The Wall Street Reform and Consumer Protection Act, commonly referred as the Dodd-Frank Act (DF), has transformed the regulatory landscape of interest rate derivatives. Pensford helps borrowers manage the regulatory burden by staying in front of this ever evolving topic.
Legal Entity Identifier (LEI)
Swap parties are required to obtain a Global Markets Entity Identifier (“GMEI”). This allows regulators to track exposure between counterparties across a variety of products. There is an initial fee as well as an annual renewal fee.
Each bank has its own set of DF documents that require a borrower to make certain representations and explain the disclosures the bank is required to make.

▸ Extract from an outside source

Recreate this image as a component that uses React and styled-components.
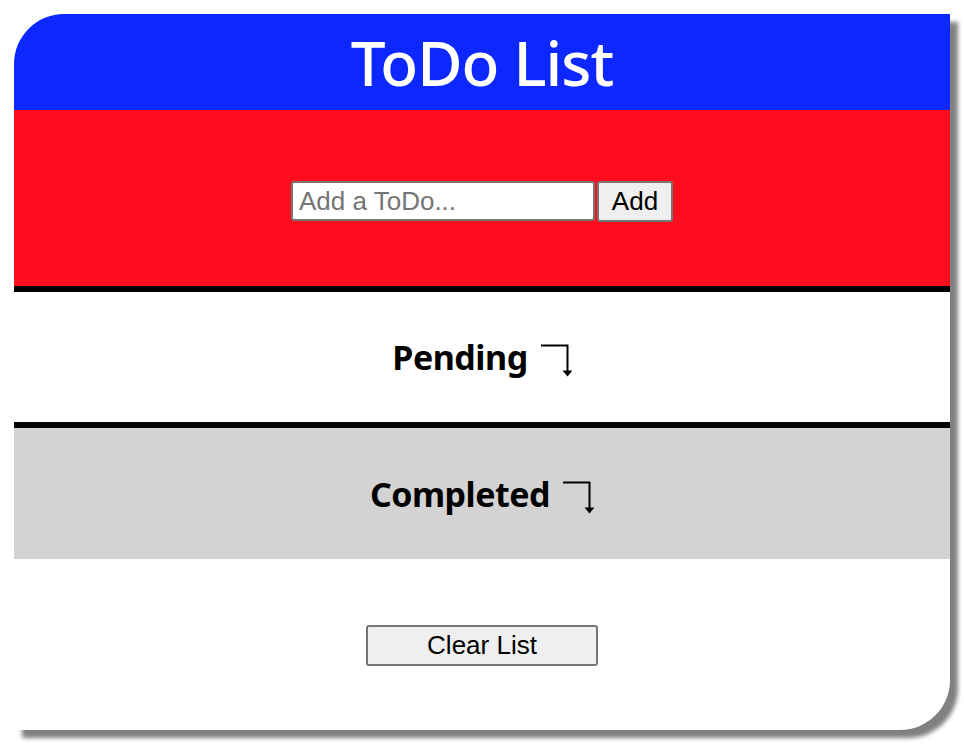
import React, { useState } from 'react'
import styled, { createGlobalStyle } from 'styled-components'

const Global = createGlobalStyle`
  body {
    margin: 0;
    padding: 14px;
    background: #fff;
    font-family: "Noto Sans", sans-serif;
  }
`

const Card = styled.div`
  width: 936px;
  height: 716px;
  display: flex;
  flex-direction: column;
  background: #fff;
  border-radius: 50px 0 50px 0;
  box-shadow: 8px 8px 4px #808080;
  overflow: hidden;
`

const Header = styled.header`
  height: 96px;
  background: #0c27ff;
  color: #fff;
  display: flex;
  align-items: center;
  justify-content: center;

  h1 {
    margin: 0;
    font-size: 62px;
    font-weight: 500;
    letter-spacing: -1px;
  }
`

const Entry = styled.div`
  height: 182px;
  box-sizing: border-box;
  background: #ff0d1e;
  border-bottom: 6px solid #000;
  padding-top: 6px;
  display: flex;
  align-items: center;
  justify-content: center;
`

const Input = styled.input`
  width: 304px;
  height: 40px;
  box-sizing: border-box;
  border: 2px solid #767676;
  border-radius: 3px;
  padding: 0 6px;
  font-family: "Liberation Sans", Arial, sans-serif;
  font-size: 26px;
  color: #000;

  &::placeholder {
    color: #757575;
  }
`

const Button = styled.button`
  width: ${p => p.$width}px;
  height: 41px;
  margin-left: ${p => p.$gap || 0}px;
  box-sizing: border-box;
  border: 2px solid #767676;
  border-radius: 3px;
  background: #efefef;
  font-family: "Liberation Sans", Arial, sans-serif;
  font-size: 26px;
  color: #000;
  padding: 0;
`

const Section = styled.section`
  height: ${p => p.$height}px;
  box-sizing: border-box;
  background: ${p => p.$bg};
  border-bottom: ${p => (p.$divider ? '6px solid #000' : 'none')};
  display: flex;
  align-items: center;
  justify-content: center;

  h2 {
    margin: 0;
    display: flex;
    align-items: center;
    font-size: 34px;
    font-weight: 700;
    letter-spacing: -0.5px;
  }
`

const Arrow = styled.svg`
  width: 32px;
  height: 34px;
  margin-left: 12px;
  margin-top: 8px;
`

const Footer = styled.div`
  flex: 1;
  display: flex;
  align-items: center;
  justify-content: center;
  padding-top: 2px;
`

const CornerArrow = () => (
  <Arrow viewBox="0 0 32 34" fill="none">
    <path d="M1 1.5H27.5V28" stroke="#000" strokeWidth="2" />
    <path d="M22.5 26.5H32.5L27.5 32.5Z" fill="#000" />
  </Arrow>
)

export default function App() {
  const [value, setValue] = useState('')
  return (
    <>
      <Global />
      <Card>
        <Header>
          <h1>ToDo List</h1>
        </Header>
        <Entry>
          <Input
            placeholder="Add a ToDo..."
            value={value}
            onChange={e => setValue(e.target.value)}
          />
          <Button $width={76} $gap={2}>Add</Button>
        </Entry>
        <Section $height={136} $bg="#fff" $divider>
          <h2>Pending<CornerArrow /></h2>
        </Section>
        <Section $height={131} $bg="#d3d3d3">
          <h2>Completed<CornerArrow /></h2>
        </Section>
        <Footer>
          <Button $width={232}>Clear List</Button>
        </Footer>
      </Card>
    </>
  )
}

These documents typically require you to elect an End User Exception. Under the new law, swaps are subject to mandatory clearing process unless they qualify for an End User Exception. In simplest terms, this is a representation that the party is executing the hedge to mitigate commercial risk. For most borrowers, this means they are hedging an underlying financing and not using the derivative to speculate on interest rates.
Mark to Market (MTM)
Banks are now required to provide daily valuations of your derivative. Please note this is not the same as the level at which they will terminate the derivative and will include a disclosure saying as much.
Because of the arm lengths distance banks must maintain when offering derivatives, they are prohibited from assisting with most of the DF compliance process. Pensford helps guide clients through each phase of complying with the regulations and assists with ongoing monitoring.